Egypt’s Islamic TV talks with iron Salafist
ICC Note:
A Salafi cleric, a member of a radical group that follows the Wahhabi doctrine of Islam found in Saudi Arabia, appeared on Egyptian TV saying that wife beating is acceptable in Islam and that the Muslim Brotherhood would someday rule the world. “There is nothing preventing war. We welcome war,” he said while stating his goal of global dominance through an Islamic caliphate. While the cleric only represents a view shared by a small percentage of Muslims, his radical agenda is what Christians fear most in Egypt.
“Salafis want to apply the laws of early Islam from 1400 years ago in the 21st century,” Coptic activist Wagih Yacoub told ICC. “They believe in cutting the hands off people who steal and stoning adulteress women. They are Wahhabis. If they rule Egypt, it will become like Afghanistan under the Taliban. Salafis are one of the largest threats to Christians in Egypt. The Muslim Brotherhood is also very dangerous, but the difference is that Salafis don’t negotiate. They are straightforward. They want to kill.”
By Guy Taylor
09/16/2012 Egypt (The Washington Times)- A Muslim cleric hosting an Egyptian television show recently outlined his version of Islamic instructions for wife-beating. In another show, a cleric claimed that the Muslim Brotherhood, now governing Egypt, one day will rule the world.
“If not through peace, there is nothing preventing war. We welcome war,” said the second cleric, who added that “one of the tenets of the Muslim Brotherhood, which they cannot renounce,” is the goal of global dominance by an Islamic caliphate.
The shows aired on Egypt’s Al Nas network, a hard-line Salafist Muslim outfit that for years has flown largely under the radar of international observers.
The network was thrust into the spotlight last week when it broadcast Arabic-dubbed movie clips from what it described as an English-language film insulting Islam’s Prophet Muhammad. Riots and protests erupted throughout the Middle East and other parts of the Muslim world.
Protesters breached the walls of the U.S. Embassy in Cairo on Tuesday, destroyed the American flag and raised a black banner used by Islamic extremists.
In Libya, terrorists killed U.S. Ambassador J. Christopher Stevens and others in an armed attack on the U.S. Consulate in Benghazi.
Protests continued Sunday when hundreds of Pakistanis clashed with police as they tried to storm the U.S. Consulate in Karachi. One protester was killed and more than a dozen were injured.

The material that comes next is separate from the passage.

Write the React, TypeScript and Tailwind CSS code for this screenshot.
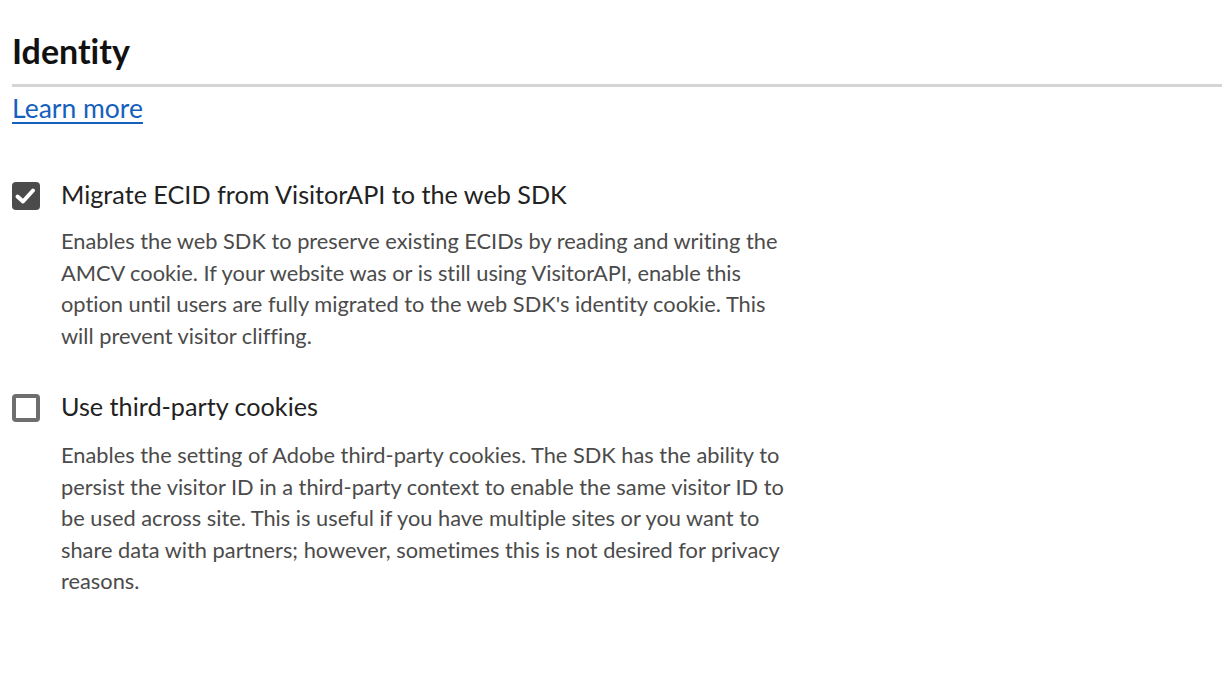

U.S. officials last week cited Al Nas‘ attention to “Innocence of Muslims” — a crudely made independent film produced in the United States — as a flash point behind the wave of anti-American unrest.
Like Al Jazeera, CNN Arabic and other international satellite stations, Al Nas broadcasts live on YouTube and is piped into millions of homes across the Middle East.
A paradox of independence
A State Department official said “social media tracking” conducted by U.S. officials during the days leading up to the storming of the embassy in Cairo showed the programming was “being quite heavily watched.”

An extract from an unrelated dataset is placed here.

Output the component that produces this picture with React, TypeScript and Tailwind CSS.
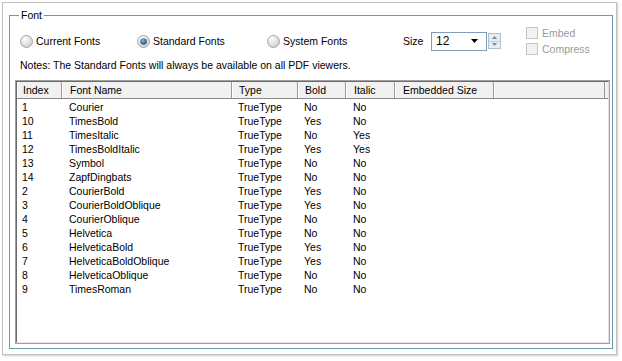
import React from "react";

const rows: [string, string, string, string, string][] = [
  ["1", "Courier", "TrueType", "No", "No"],
  ["10", "TimesBold", "TrueType", "Yes", "No"],
  ["11", "TimesItalic", "TrueType", "No", "Yes"],
  ["12", "TimesBoldItalic", "TrueType", "Yes", "Yes"],
  ["13", "Symbol", "TrueType", "No", "No"],
  ["14", "ZapfDingbats", "TrueType", "No", "No"],
  ["2", "CourierBold", "TrueType", "Yes", "No"],
  ["3", "CourierBoldOblique", "TrueType", "Yes", "No"],
  ["4", "CourierOblique", "TrueType", "No", "No"],
  ["5", "Helvetica", "TrueType", "No", "No"],
  ["6", "HelveticaBold", "TrueType", "Yes", "No"],
  ["7", "HelveticaBoldOblique", "TrueType", "Yes", "No"],
  ["8", "HelveticaOblique", "TrueType", "No", "No"],
  ["9", "TimesRoman", "TrueType", "No", "No"],
];

const cols = [
  { label: "Index", w: "w-[45px]", pl: "pl-[5px]" },
  { label: "Font Name", w: "w-[170px]", pl: "pl-[7px]" },
  { label: "Type", w: "w-[66px]", pl: "pl-[6px]" },
  { label: "Bold", w: "w-[48px]", pl: "pl-[6px]" },
  { label: "Italic", w: "w-[49px]", pl: "pl-[7px]" },
  { label: "Embedded Size", w: "w-[99px]", pl: "pl-[7px]" },
];

function Radio({ checked }: { checked?: boolean }) {
  return (
    <svg width="13" height="13" viewBox="0 0 13 13" className="shrink-0">
      <defs>
        <radialGradient id="rg" cx="0.35" cy="0.3" r="0.8">
          <stop offset="0" stopColor="#ffffff" />
          <stop offset="1" stopColor="#c8c8c8" />
        </radialGradient>
        <radialGradient id="dot" cx="0.4" cy="0.35" r="0.7">
          <stop offset="0" stopColor="#7fb4d8" />
          <stop offset="1" stopColor="#1f4f78" />
        </radialGradient>
      </defs>
      <circle cx="6.5" cy="6.5" r="6" fill="url(#rg)" stroke="#a6a6a6" />
      {checked && <circle cx="6.5" cy="6.5" r="3.3" fill="url(#dot)" />}
    </svg>
  );
}

function RadioItem({ label, w, checked }: { label: string; w: string; checked?: boolean }) {
  return (
    <div className={`flex items-center gap-[3px] ${w}`}>
      <Radio checked={checked} />
      <span>{label}</span>
    </div>
  );
}

function Check({ label }: { label: string }) {
  return (
    <div className="flex h-[16px] items-center gap-[4px] text-[#9a9a9a]">
      <div className="h-[12px] w-[12px] border border-[#c4c4c4] bg-[#f2f2f2]" />
      <span>{label}</span>
    </div>
  );
}

export default function App() {
  return (
    <div
      className="h-[361px] w-[622px] bg-white text-[10.5px] leading-[13px] text-black"
      style={{ fontFamily: '"Liberation Sans", Arial, sans-serif' }}
    >
      <div className="ml-[2px] mt-[2px] h-[353px] w-[615px] border border-[#c2c2c2] bg-white shadow-[1px_1px_2px_rgba(0,0,0,0.2)]">
        <div className="relative ml-[6px] mt-[12px] flex h-[334px] w-[604px] flex-col border border-[#6f98ac]">
          <span className="absolute left-[9px] top-[-7px] bg-white px-[2px]">Font</span>

          <div className="mt-[10px] flex h-[30px] items-center pl-[10px]">
            <RadioItem label="Current Fonts" w="w-[117px]" />
            <RadioItem label="Standard Fonts" w="w-[130px]" checked />
            <RadioItem label="System Fonts" w="w-[136px]" />
            <span className="w-[28px]">Size</span>
            <div className="flex h-[19px] w-[56px] items-center justify-between border border-[#7f9db9] bg-white pl-[4px] pr-[8px]">
              <span className="text-[12px]">12</span>
              <svg width="7" height="4" viewBox="0 0 7 4">
                <path d="M0 0h7L3.5 4z" fill="#000" />
              </svg>
            </div>
            <div className="ml-[1px] flex h-[16px] w-[13px] flex-col border border-[#b4c0cc] bg-[#e6ecf2]">
              <div className="flex flex-1 items-center justify-center border-b border-[#c4ced8]">
                <svg width="5" height="3" viewBox="0 0 5 3">
                  <path d="M0 3h5L2.5 0z" fill="#7a8a9a" />
                </svg>
              </div>
              <div className="flex flex-1 items-center justify-center">
                <svg width="5" height="3" viewBox="0 0 5 3">
                  <path d="M0 0h5L2.5 3z" fill="#7a8a9a" />
                </svg>
              </div>
            </div>
            <div className="ml-[25px] flex flex-col">
              <Check label="Embed" />
              <Check label="Compress" />
            </div>
          </div>

          <div className="mt-[2px] h-[14px] pl-[10px] leading-[14px]">
            Notes: The Standard Fonts will always be available on all PDF viewers.
          </div>

          <div className="ml-[5px] mt-[8px] h-[264px] w-[595px] border border-[#a0a0a0]">
            <div className="flex h-full flex-col border border-b-[#e4e4e4] border-l-[#6b6b6b] border-r-[#e4e4e4] border-t-[#6b6b6b] bg-white">
              <div className="flex h-[17px] border-b border-[#8a8a8a] bg-[#f1f1f1]">
                {cols.map((c) => (
                  <div
                    key={c.label}
                    className={`${c.w} ${c.pl} flex items-center border-l border-r border-l-white border-r-[#9a9a9a]`}
                  >
                    {c.label}
                  </div>
                ))}
                <div className="mr-[3px] flex-1 border-l border-r border-l-white border-r-[#9a9a9a]" />
              </div>
              <div className="pt-[1px]">
                {rows.map((r) => (
                  <div key={r[0]} className="flex h-[14px] items-center leading-[14px]">
                    {r.map((v, i) => (
                      <div key={i} className={`${cols[i].w} ${cols[i].pl} px-[1px]`}>
                        {v}
                      </div>
                    ))}
                  </div>
                ))}
              </div>
            </div>
          </div>
        </div>
      </div>
    </div>
  );
}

The situation seemed to underscore a paradox that faces U.S. diplomats attempting to understand how to conduct themselves in Egypt.
U.S. officials applaud the emergence of an independent Egyptian media spawned by the ouster last year of the nation’s longtime authoritarian leader, Hosni Mubarak. However, such independence appears to have made hard-line religious programming far more mainstream, especially for the strict, puritanical Islam of the Salafists.

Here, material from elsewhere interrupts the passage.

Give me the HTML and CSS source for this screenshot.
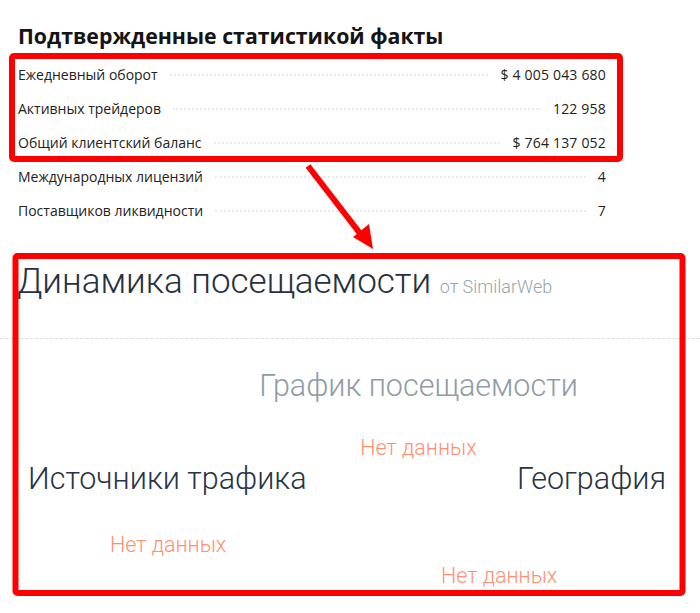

Middle East analysts say it would be naive to credit a single Islamic TV network with spreading the rage sparked by “Innocence of Muslims.” They point to several catalysts, including the region’s sustained political instability and widespread unemployment plaguing its vast population of young people.
Salafist television programming has long existed in Egypt and was tolerated even under the authoritarian media restrictions imposed under Mubarak, who maintained a largely secular regime for 30 years.
Egypt is now ruled by a government backed by the Islamist Muslim Brotherhood, and that has given rise to an explosive intersection of religion and politics in a nation where both were oppressed.